Ce scénario d'effondrement de nos sociétés est certainement possible. De la même façon que la croissance économique peut tout à fait continuer en consommant de moins en moins de ressources. La croissance ne consiste pas à utiliser toujours plus de la même chose, mais à découvrir sans cesse de nouveaux moyens d'utiliser ce qui existe grâce au progrès technique. Dès lors, si les évolutions techniques se font plus vite que ne s'épuisent les ressources utilisées sur le moment, la croissance peut se poursuivre de manière exponentielle.
La question de la plausibilité d'une croissance économique qui se poursuivrait au cours des 500 ou 1000 prochaines années n'a aucun sens. Par contre, savoir si la croissance est souhaitable pour les 10, 20, 50 prochaines années mérite d'être posée, et d'avoir une réponse positive.

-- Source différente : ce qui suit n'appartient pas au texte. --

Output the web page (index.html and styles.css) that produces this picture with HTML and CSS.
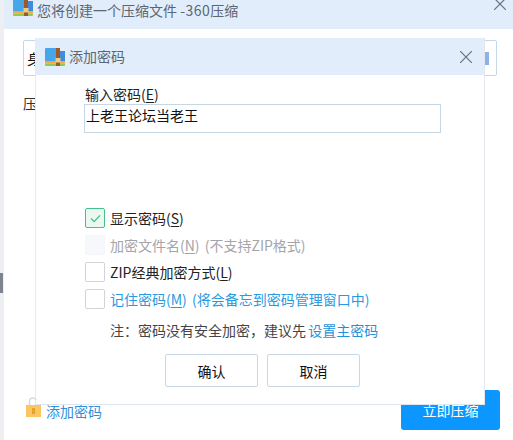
FILE: index.html
```html
<!DOCTYPE html>
<html lang="zh-CN">
<head>
<meta charset="utf-8">
<title>添加密码</title>
<link rel="stylesheet" href="styles.css">
</head>
<body>
<svg class="defs" aria-hidden="true">
  <symbol id="zip" viewBox="0 0 20 20">
    <path d="M0 2Q0 1 1 1H11V15H0Z" fill="#46a6ea"></path>
    <path d="M15 4H20V15H15Z" fill="#3f8cdc"></path>
    <rect y="14" width="20" height="2.500" fill="#f2a93f"></rect>
    <path d="M0 16.500H20V18Q20 19 19 19H1Q0 19 0 18Z" fill="#8fcb4e"></path>
    <rect x="11" y="1" width="4" height="18" fill="#9c5a2a"></rect>
    <rect x="10.500" y="11" width="5" height="4.500" fill="#edc98a"></rect>
  </symbol>
</svg>
<div class="side">
  <span class="side-mark"></span>
</div>
<main class="window">
  <header class="win-title">
    <svg class="zip-icon top" viewBox="0 0 20 20" aria-hidden="true"><use href="#zip"></use></svg>
    <span class="win-name">您将创建一个压缩文件 <span class="ver">-360</span>压缩</span>
    <svg class="close win-close" viewBox="0 0 12 12" aria-hidden="true"><path d="M0 0L12 12M12 0L0 12"></path></svg>
  </header>
  <div class="path-box"><span>身</span><i class="path-mark"></i></div>
  <div class="format-label">压</div>
  <footer class="win-foot">
    <a class="add-pass">
      <svg class="lock" viewBox="0 0 15 20" aria-hidden="true">
        <path d="M3.500 8V4.500Q3.500 1 7 1Q9.500 1 10 3" fill="none" stroke="#d9d9dc" stroke-width="1.500"></path>
        <rect y="8" width="15" height="12" fill="#f9c662"></rect>
        <rect x="6" y="11" width="3" height="6" fill="#e9a02e"></rect>
      </svg>
      <span>添加密码</span>
    </a>
    <button class="go">立即压缩</button>
  </footer>
</main>

<section class="dialog">
  <header class="dlg-title">
    <svg class="zip-icon" viewBox="0 0 20 20" aria-hidden="true"><use href="#zip"></use></svg>
    <span>添加密码</span>
    <svg class="close" viewBox="0 0 12 12" aria-hidden="true"><path d="M0 0L12 12M12 0L0 12"></path></svg>
  </header>
  <div class="dlg-body">
    <label class="pw-label">输入密码(<u>E</u>)</label>
    <div class="pw-input">上老王论坛当老王</div>
    <ul class="options">
      <li class="opt"><span class="box on"><svg viewBox="0 0 12 10" aria-hidden="true"><path d="M1 5L4.500 8.500L11 1.500"></path></svg></span><span>显示密码(<u>S</u>)</span></li>
      <li class="opt dim"><span class="box off"></span><span>加密文件名(<u>N</u>) (不支持ZIP格式)</span></li>
      <li class="opt"><span class="box"></span><span>ZIP经典加密方式(<u>L</u>)</span></li>
      <li class="opt link"><span class="box"></span><span>记住密码(<u>M</u>) (将会备忘到密码管理窗口中)</span></li>
    </ul>
    <p class="note">注：密码没有安全加密，建议先 <a>设置主密码</a></p>
    <div class="actions">
      <button class="btn">确认</button>
      <button class="btn">取消</button>
    </div>
  </div>
</section>
</body>
</html>
```
FILE: styles.css
```css
* { box-sizing: border-box; }
html, body { height: 100%; }
body {
  margin: 0;
  width: 513px;
  height: 440px;
  overflow: hidden;
  display: flex;
  position: relative;
  background: #fff;
  color: #222;
  font-family: "Noto Sans CJK SC", "Microsoft YaHei", sans-serif;
  font-size: 14px;
  line-height: 20px;
}
u { text-underline-offset: 2px; }
.defs { display: none; }

.side {
  width: 4px;
  flex: none;
  background: #eeeff3;
  padding-top: 273px;
}
.side-mark {
  display: block;
  width: 3px;
  height: 20px;
  background: #7d8390;
}

.window {
  flex: 1;
  display: flex;
  flex-direction: column;
  min-width: 0;
}
.win-title {
  height: 29px;
  flex: none;
  display: flex;
  align-items: flex-start;
  gap: 4px;
  padding: 0 7px 0 9px;
  background: #e1edfb;
  color: #5c6570;
}
.zip-icon { width: 20px; height: 20px; flex: none; display: block; }
.zip-icon.top { margin-top: -3px; }
.win-name { flex: 1; }
.ver { letter-spacing: 0.500px; }
.close {
  width: 12px;
  height: 12px;
  flex: none;
  fill: none;
  stroke: #6a7079;
  stroke-width: 1.200;
}
.win-close { margin-top: -2px; }

.path-box {
  margin: 11px 16px 0 19px;
  height: 36px;
  border: 1px solid #c5d6e6;
  border-radius: 2px;
  display: flex;
  align-items: center;
  justify-content: space-between;
  padding-left: 3px;
  color: #111;
}
.path-mark {
  width: 4px;
  height: 13px;
  margin-right: 7px;
  background: #8fb2e6;
}
.format-label {
  margin: 17px 0 0 19px;
  color: #333;
}

.win-foot {
  margin-top: auto;
  height: 50px;
  padding: 0 13px 10px 22px;
  display: flex;
  align-items: flex-end;
  justify-content: space-between;
}
.add-pass {
  display: flex;
  align-items: flex-start;
  gap: 5px;
  height: 33px;
  color: #2f8fd8;
  position: relative;
  z-index: 2;
}
.lock { width: 15px; height: 20px; flex: none; }
.add-pass span { margin-top: 4px; line-height: 20px; }
.go {
  width: 99px;
  height: 40px;
  border: 0;
  border-radius: 3px;
  background: #0b97ff;
  color: #fff;
  font: inherit;
}

.dialog {
  position: absolute;
  z-index: 1;
  left: 35px;
  top: 38px;
  width: 450px;
  height: 367px;
  background: #fff;
  border-left: 1px solid #e8e9f2;
  border-right: 1px solid #e3e6ec;
  border-bottom: 1px solid #dde6ee;
  display: flex;
  flex-direction: column;
}
.dlg-title {
  height: 37px;
  flex: none;
  background: #e1edfb;
  color: #5c6570;
  display: flex;
  align-items: center;
  gap: 4px;
  padding: 0 12px 0 9px;
}
.dlg-title span { flex: 1; margin-top: -2px; }
.dlg-body {
  flex: 1;
  padding: 9px 0 0 48px;
  display: flex;
  flex-direction: column;
}
.pw-label { display: block; height: 20px; margin-left: 1px; color: #222; }
.pw-input {
  width: 357px;
  height: 29px;
  border: 1px solid #c5d7e4;
  padding: 0 1px;
  font-size: 14px;
  color: #111;
}
.options {
  list-style: none;
  margin: 75px 0 0;
  padding: 0;
  display: flex;
  flex-direction: column;
  gap: 7px;
}
.opt {
  display: flex;
  align-items: center;
  gap: 5px;
  height: 20px;
  padding-left: 1px;
  word-spacing: 2px;
}
.box {
  width: 20px;
  height: 20px;
  flex: none;
  border: 1px solid #d2d4d8;
  border-radius: 2px;
  background: #fff;
  display: flex;
  align-items: center;
  justify-content: center;
}
.box.on { border-color: #45c08a; background: #e9f8f0; }
.box.on svg { width: 11px; height: 9px; fill: none; stroke: #45c08a; stroke-width: 1.500; }
.box.off { border-color: #f5f6f9; background: #f7f8fb; }
.dim { color: #a3a5aa; }
.link { color: #2a9ae0; }
.note {
  margin: 11px 0 0 26px;
  color: #444;
  word-spacing: -1px;
}
.note a { color: #1f93d8; }
.actions {
  margin-top: 14px;
  margin-left: 81px;
  display: flex;
  gap: 9px;
}
.btn {
  width: 93px;
  height: 33px;
  background: #fff;
  border: 1px solid #c9d8e6;
  border-radius: 2px;
  font: inherit;
  color: #111;
  padding: 0;
}
```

La croissance, un objectif noble
Est-il souhaitable d'être obsédé exclusivement par la croissance économique? Certainement pas. Il est tout à fait louable de savoir ce que dit et ne dit pas le PIB, ce que peut apporter ou non la croissance économique. "L'argent ne fait pas le bonheur" est certainement une banalité, mais n'est pas fausse: c'est tout au plus une condition nécessaire, pas une condition suffisante.
Mais cela n'empêche pas de rappeler que depuis 5 ans, nous avons connu la décroissance; le PIB par habitant français est encore en dessous de son niveau de 2006, et c'est le cas dans de nombreux pays européens. Il est bien difficile de considérer que cette période a rendu les gens plus heureux, plus tolérants, moins matérialistes et se contentant de peu. C'est plutôt l'inverse : les frustrations font le lit des extrémismes et de l'intolérance. Et l'absence de croissance nourrit le chômage, la pauvreté et les frustrations.
Peut-être qu'un jour, nous préférerons profiter des progrès technologiques pour moins travailler, profiter de plus de loisirs et nous contenter de ce que nous avons déjà; c'est un processus déjà en cours, nous travaillons bien moins que ne le faisaient les gens au début du 20ième siècle, et nous en portons très bien. Ce jour là, la croissance économique cessera.
Se focaliser exclusivement sur la croissance a certainement des limites. Mais, comme le constatait l'économiste Robert Solow, s'il faut être obsédé par un objectif, la maximisation du PIB et de sa croissance n'est pas un mauvais choix. La croissance économique mérite amplement de rester une priorité.